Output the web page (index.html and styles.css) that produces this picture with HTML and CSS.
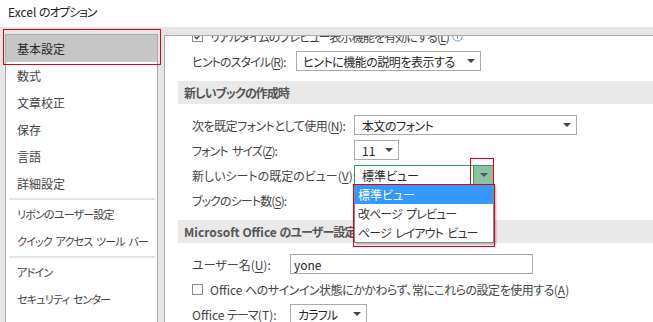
FILE: index.html
```html
<!DOCTYPE html>
<html lang="ja">
<head>
    <meta charset="UTF-8">
    <meta name="viewport" content="width=device-width, initial-scale=1.0">
    <title>Excel のオプション</title>
    <link rel="stylesheet" href="styles.css">
</head>
<body>
    <div class="titlebar">Excel <span class="k">のオプション</span></div>
    <div class="main">
        <ul class="nav">
            <li class="nav-item selected">基本設定<span class="mark mark-nav"></span></li>
            <li class="nav-item">数式</li>
            <li class="nav-item">文章校正</li>
            <li class="nav-item">保存</li>
            <li class="nav-item">言語</li>
            <li class="nav-item">詳細設定</li>
            <li class="nav-sep"></li>
            <li class="nav-item k">リボンのユーザー設定</li>
            <li class="nav-item k">クイック アクセス ツール バー</li>
            <li class="nav-sep"></li>
            <li class="nav-item k">アドイン</li>
            <li class="nav-item k">セキュリティ センター</li>
        </ul>

        <div class="pane">
            <div class="pane-inner">
                <div class="row">
                    <span class="checkbox">
                        <svg width="9" height="9" viewBox="0 0 9 9"><path d="M1.5 4.5 L3.7 6.7 L7.8 2.2" fill="none" stroke="#444" stroke-width="1.3"/></svg>
                    </span>
                    <span class="k">リアルタイムのプレビュー表示機能を有効にする(<u>L</u>)</span>
                    <svg class="info" width="11" height="11" viewBox="0 0 11 11"><circle cx="5.5" cy="5.5" r="4.6" fill="none" stroke="#6f9fd8" stroke-width="1"/><rect x="5" y="4.5" width="1" height="3.5" fill="#6f9fd8"/><rect x="5" y="2.8" width="1" height="1" fill="#6f9fd8"/></svg>
                </div>
                <div class="row">
                    <label class="label w-hint k">ヒントのスタイル(<u>R</u>):</label>
                    <div class="select w-hint-select">
                        <span class="k-soft">ヒントに機能の説明を表示する</span><span class="arrow"></span>
                    </div>
                </div>

                <div class="section k">新しいブックの作成時</div>
                <div class="row">
                    <label class="label w-book k-soft">次を既定フォントとして使用(<u>N</u>):</label>
                    <div class="select w-font">
                        <span class="k-soft">本文のフォント</span><span class="arrow"></span>
                    </div>
                </div>
                <div class="row">
                    <label class="label w-book k">フォント サイズ(<u>Z</u>):</label>
                    <div class="select w-size">
                        <span>11</span><span class="arrow"></span>
                    </div>
                </div>
                <div class="row">
                    <label class="label w-book">新しいシートの既定のビュー(<u>V</u>):</label>
                    <div class="select select-open w-view">
                        <span>標準ビュー</span>
                        <span class="drop-btn"><span class="arrow"></span></span>
                        <span class="mark mark-btn"></span>
                        <ul class="drop-list">
                            <li class="active">標準ビュー</li>
                            <li class="k">改ページ プレビュー</li>
                            <li class="k">ページ レイアウト ビュー</li>
                            <li class="mark mark-list"></li>
                        </ul>
                    </div>
                </div>
                <div class="row">
                    <label class="label w-book k">ブックのシート数(<u>S</u>):</label>
                    <div class="select w-size"></div>
                </div>

                <div class="section">Microsoft Office <span class="k">のユーザー設定</span></div>
                <div class="row">
                    <label class="label w-user">ユーザー名(<u>U</u>):</label>
                    <div class="input w-name">yone</div>
                </div>
                <div class="row">
                    <span class="checkbox"></span>
                    <span>Office <span class="k-soft">へのサインイン状態にかかわらず、常にこれらの設定を使用する</span>(<u>A</u>)</span>
                </div>
                <div class="row">
                    <label class="label w-user">Office <span class="k">テーマ</span>(<u>T</u>):</label>
                    <div class="select w-theme">
                        <span class="k">カラフル</span><span class="arrow"></span>
                    </div>
                </div>
            </div>
        </div>
    </div>
</body>
</html>
```

FILE: styles.css
```css
body { margin: 0; width: 653px; height: 322px; overflow: hidden; background: #e6e6e6; font-family: "Noto Sans CJK JP", sans-serif; font-size: 12px; color: #444; font-feature-settings: "palt"; }
u { text-decoration: underline; text-underline-offset: 2px; }

.k { letter-spacing: -0.9px; word-spacing: 2.5px; }
.k-soft { letter-spacing: -0.5px; word-spacing: 1.5px; }

.titlebar { height: 27px; line-height: 24px; padding-left: 8px; background: #fff; color: #222; }
.titlebar .k { letter-spacing: -1.2px; }

.main { display: flex; align-items: flex-start; height: 320px; padding: 7px 0 0 5px; box-sizing: border-box; }

.nav { list-style: none; margin: 0; padding: 0; width: 153px; height: 320px; box-sizing: border-box; background: #fff; border: 1px solid #ababab; flex-shrink: 0; }
.nav-item { position: relative; height: 27px; line-height: 27px; padding-left: 11px; white-space: nowrap; }
.nav-item.k { font-size: 11px; letter-spacing: -0.8px; word-spacing: 2px; }
.nav-item.selected { background: #c6c6c6; color: #262626; }
.nav-sep { height: 2px; margin: 1px 2px 1px 3px; background: #e4e4e4; }

.mark { position: absolute; border: 1px solid #e3000f; pointer-events: none; }
.mark-nav { top: -6px; left: -3px; right: -4px; bottom: -3px; }
.mark-btn { top: -8px; right: -1px; width: 22px; bottom: -1px; }
.mark-list { top: -1px; left: -2px; right: -2px; bottom: -5px; height: auto; padding: 0; }

.pane { flex: 1; height: 320px; margin: 1px 0 0 6px; background: #fff; border-top: 1px solid #ababab; border-left: 1px solid #ababab; overflow: hidden; }
.pane-inner { margin-top: -10px; }

.row { display: flex; align-items: center; height: 20px; margin-bottom: 5px; padding-left: 27px; white-space: nowrap; }
.label { flex-shrink: 0; }
.w-hint { width: 104px; }
.w-book { width: 162px; }
.w-user { width: 98px; }

.checkbox { display: flex; align-items: center; justify-content: center; width: 11px; height: 11px; margin-right: 7px; border: 1px solid #8c8c8c; box-sizing: border-box; background: #fff; flex-shrink: 0; }
.info { margin-left: 3px; }

.section { height: 23px; line-height: 23px; margin: 10px 0 11px 13px; padding-left: 6px; background: #e9e9e9; font-weight: bold; color: #555; white-space: nowrap; }

.select, .input { position: relative; display: flex; align-items: center; justify-content: space-between; height: 20px; padding: 0 5px 0 7px; box-sizing: border-box; border: 1px solid #ababab; background: #fff; color: #262626; }
.input { justify-content: flex-start; padding-left: 3px; }
.w-hint-select { width: 185px; padding-left: 6px; }
.w-font { width: 223px; }
.w-size { width: 45px; }
.w-view { width: 140px; }
.w-name { width: 243px; }
.w-theme { width: 77px; }

.arrow { width: 0; height: 0; border-top: 4px solid #444; border-left: 4px solid transparent; border-right: 4px solid transparent; }

.select-open { border-color: #3e9a63; padding-right: 0; }
.drop-btn { display: flex; align-items: center; justify-content: center; align-self: stretch; width: 19px; background: #8bc3a1; border-left: 1px solid #3e9a63; }
.drop-btn .arrow { border-top-color: #555; }

.drop-list { position: absolute; top: 100%; left: -1px; width: 140px; margin: 0; padding: 0; list-style: none; box-sizing: border-box; background: #fff; border: 1px solid #8a8a8a; box-shadow: 2px 2px 2px rgba(0, 0, 0, 0.3); z-index: 2; }
.drop-list li { height: 19px; line-height: 19px; padding-left: 3px; white-space: nowrap; color: #333; }
.drop-list li.active { background: #3399ff; color: #fff; }
.drop-list li.mark { position: absolute; height: auto; }
```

——

TASK TO COMPLETE: From the data above, count the lines where "styles" occurs and give that figure and nothing else.

FULL OUTPUT: 3